Akeroyd Collection

Works

Duncan Campbell, Make It New John, 2009

Make it New John takes the viewer on a tour through the second half of the twentieth century via an array of archival footage, highlighting the desire for technological innovation and personal reinvention that characterized the age and shaped the post-war period. The film goes further, and in its selection of materials, we see how these desires so commonly find expression in the seductive iconography of the American automobile industry. Taking this as its queue, Campbell’s film centres the story of John De Lorean, former General Motors Director, who came to Northern Ireland to open his own sports-car company in 1975. The manufacturer of one of the most iconic cars of the age, thanks to its appearance in the blockbuster movie, Back To The Future (1985), marked John De Lorean as one of the key propagators of the American dream. The film considers the British Government’s financial and ideological investment in the project after he located one of his factories in Belfast. The Government initially subsidized the venture to an astonishing degree, before finally Margaret Thatcher, after taking power, refused further financial support which led to the closure of the factory, and the collapse of the company. The film deftly contrasts the car’s glamorous image of upward mobility with its maker’s subsequent crash. The film also traces the repercussions of such failure in myriad ways.
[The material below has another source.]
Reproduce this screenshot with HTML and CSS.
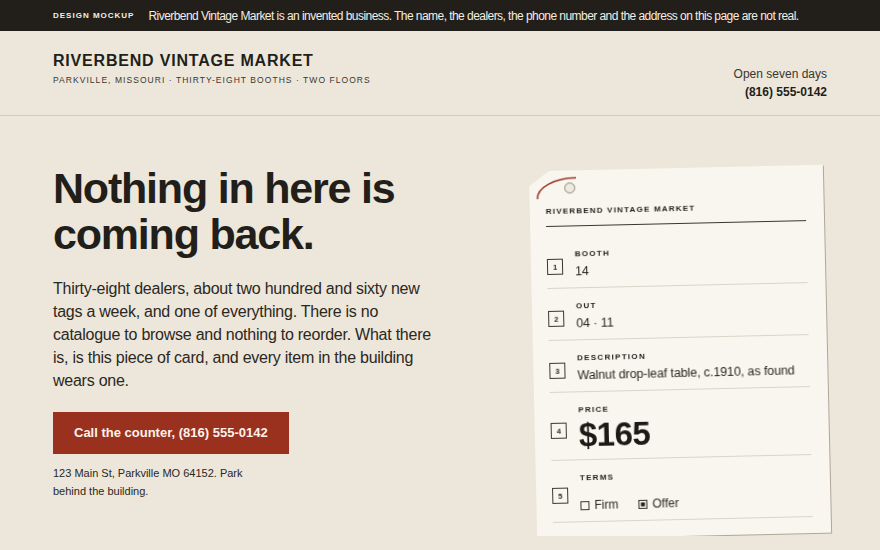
FILE: index.html
```html
<!DOCTYPE html>
<html lang="en">
<head>
    <meta charset="UTF-8">
    <meta name="viewport" content="width=device-width, initial-scale=1.0">
    <title>Riverbend Vintage Market</title>
    <link rel="stylesheet" href="styles.css">
</head>
<body>
    <div class="notice">
        <span class="notice-tag">DESIGN MOCKUP</span>
        <span class="notice-text">Riverbend Vintage Market is an invented business. The name, the dealers, the phone number and the address on this page are not real.</span>
    </div>

    <header class="top">
        <div class="brand">
            <div class="brand-name">RIVERBEND VINTAGE MARKET</div>
            <div class="brand-sub">PARKVILLE, MISSOURI · THIRTY-EIGHT BOOTHS · TWO FLOORS</div>
        </div>
        <div class="hours">
            <div>Open seven days</div>
            <div class="hours-phone">(816) 555-0142</div>
        </div>
    </header>

    <main class="hero">
        <div class="hero-text">
            <h1>Nothing in here is coming back.</h1>
            <p class="lead">Thirty-eight dealers, about two hundred and sixty new tags a week, and one of everything. There is no catalogue to browse and nothing to reorder. What there is, is this piece of card, and every item in the building wears one.</p>
            <a class="call" href="#">Call the counter, (816) 555-0142</a>
            <p class="address">123 Main St, Parkville MO 64152. Park behind the building.</p>
        </div>

        <div class="tag-wrap">
            <div class="tag">
                <div class="tag-title">RIVERBEND VINTAGE MARKET</div>

                <div class="field">
                    <span class="num">1</span>
                    <div>
                        <div class="label">BOOTH</div>
                        <div class="value">14</div>
                    </div>
                </div>
                <div class="field">
                    <span class="num">2</span>
                    <div>
                        <div class="label">OUT</div>
                        <div class="value">04 · 11</div>
                    </div>
                </div>
                <div class="field">
                    <span class="num">3</span>
                    <div>
                        <div class="label">DESCRIPTION</div>
                        <div class="value">Walnut drop-leaf table, c.1910, as found</div>
                    </div>
                </div>
                <div class="field">
                    <span class="num">4</span>
                    <div>
                        <div class="label">PRICE</div>
                        <div class="value price">$165</div>
                    </div>
                </div>
                <div class="field">
                    <span class="num">5</span>
                    <div>
                        <div class="label">TERMS</div>
                        <div class="terms">
                            <span class="check"><span class="box"></span>Firm</span>
                            <span class="check"><span class="box on"></span>Offer</span>
                        </div>
                    </div>
                </div>
            </div>
            <svg class="string" width="42" height="24" viewBox="0 0 42 24">
                <path d="M1 22 A 38 20 0 0 1 40 1.5" fill="none" stroke="#9a3426" stroke-width="1.5"/>
            </svg>
            <span class="hole"></span>
        </div>
    </main>
</body>
</html>
```

FILE: styles.css
```css
body{
    margin: 0;
    background: #ede6da;
    color: #221f1a;
    font-family: "Liberation Sans", Arial, sans-serif;
}

.notice{
    background: #221f1a;
    color: #f3eee4;
    height: 31px;
    padding: 0 53px;
    display: flex;
    align-items: center;
    gap: 14px;
    white-space: nowrap;
}

.notice-tag{
    font-size: 8px;
    font-weight: bold;
    letter-spacing: 1px;
    flex-shrink: 0;
}

.notice-text{
    font-size: 12px;
    letter-spacing: -0.55px;
}

.top{
    display: flex;
    justify-content: space-between;
    align-items: flex-end;
    height: 85px;
    box-sizing: border-box;
    padding: 20px 53px 14px;
    border-bottom: 1px solid #d3cbbd;
}

.brand{
    align-self: flex-start;
}

.brand-name{
    font-size: 16px;
    line-height: 20px;
    font-weight: bold;
    letter-spacing: 0.8px;
}

.brand-sub{
    margin-top: 3px;
    font-size: 8.5px;
    line-height: 12px;
    letter-spacing: 1.05px;
    color: #3a362f;
}

.hours{
    text-align: right;
    font-size: 12px;
    line-height: 18px;
    color: #3a362f;
}

.hours-phone{
    font-weight: bold;
    color: #221f1a;
}

.hero{
    display: grid;
    grid-template-columns: 1fr 294px;
    padding: 49px 53px 0;
}

h1{
    margin: 0;
    font-size: 43px;
    line-height: 46px;
    letter-spacing: -1.2px;
    max-width: 390px;
}

.lead{
    margin: 20px 0 0;
    max-width: 386px;
    font-size: 16px;
    line-height: 23px;
    letter-spacing: -0.25px;
    color: #2b2822;
}

.call{
    display: inline-block;
    margin-top: 20px;
    background: #9a311f;
    color: #fbf3ea;
    text-decoration: none;
    font-size: 13px;
    font-weight: bold;
    line-height: 42px;
    padding: 0 21px;
}

.address{
    margin: 10px 0 0;
    max-width: 200px;
    font-size: 11px;
    line-height: 18px;
    color: #2b2822;
}

.tag-wrap{
    position: relative;
    align-self: start;
    margin-top: 3px;
    transform: rotate(-1.3deg);
    filter: drop-shadow(1px 1px 0.5px rgba(60, 50, 35, 0.35));
}

.tag{
    background: #f8f6ee;
    clip-path: polygon(20px 0, 100% 0, 100% 100%, 0 100%, 0 15px);
    padding: 35px 18px 18px 16px;
    height: 368px;
    box-sizing: border-box;
}

.tag-title{
    font-size: 8px;
    line-height: 12px;
    font-weight: bold;
    letter-spacing: 1.2px;
    padding-bottom: 8px;
    border-bottom: 1.5px solid #3a362f;
    margin-bottom: 10px;
}

.field{
    display: flex;
    align-items: center;
    gap: 12px;
    padding: 12px 0 7px;
    border-bottom: 1px solid #d9d4c8;
}

.num{
    width: 14px;
    height: 14px;
    border: 1px solid #3a362f;
    font-size: 7.5px;
    font-weight: bold;
    display: flex;
    align-items: center;
    justify-content: center;
    flex-shrink: 0;
    margin-top: 4px;
}

.label{
    font-size: 8px;
    line-height: 12px;
    font-weight: bold;
    letter-spacing: 1.3px;
}

.value{
    margin-top: 2px;
    font-size: 12.5px;
    line-height: 18px;
    letter-spacing: -0.1px;
    color: #2b2822;
}

.price{
    font-size: 33px;
    line-height: 34px;
    font-weight: bold;
    letter-spacing: -0.5px;
    color: #1c1a16;
}

.terms{
    display: flex;
    gap: 20px;
    margin-top: 12px;
    font-size: 12px;
    line-height: 18px;
    color: #2b2822;
}

.check{
    display: flex;
    align-items: center;
    gap: 5px;
}

.box{
    width: 9px;
    height: 9px;
    border: 1px solid #3a362f;
    box-sizing: border-box;
}

.box.on{
    background: #221f1a;
    box-shadow: inset 0 0 0 1.5px #f8f6ee;
}

.string{
    position: absolute;
    left: 7px;
    top: 6px;
}

.hole{
    position: absolute;
    left: 35px;
    top: 12px;
    width: 9px;
    height: 9px;
    border-radius: 50%;
    border: 1px solid #8a857b;
    background: #efebe1;
}
```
Firstly, it holds up the complex ideological implications of transitioning governments and businesses' inevitable reliance on public money. But most poignantly of all the film traces the impact on the factory workforce against a wider backdrop of intersectional issues of religious frictions that the factory went some way to alleviating through the levelling of good employment opportunities. The film presents a portrait, ultimately, of failed promises and broken dreams.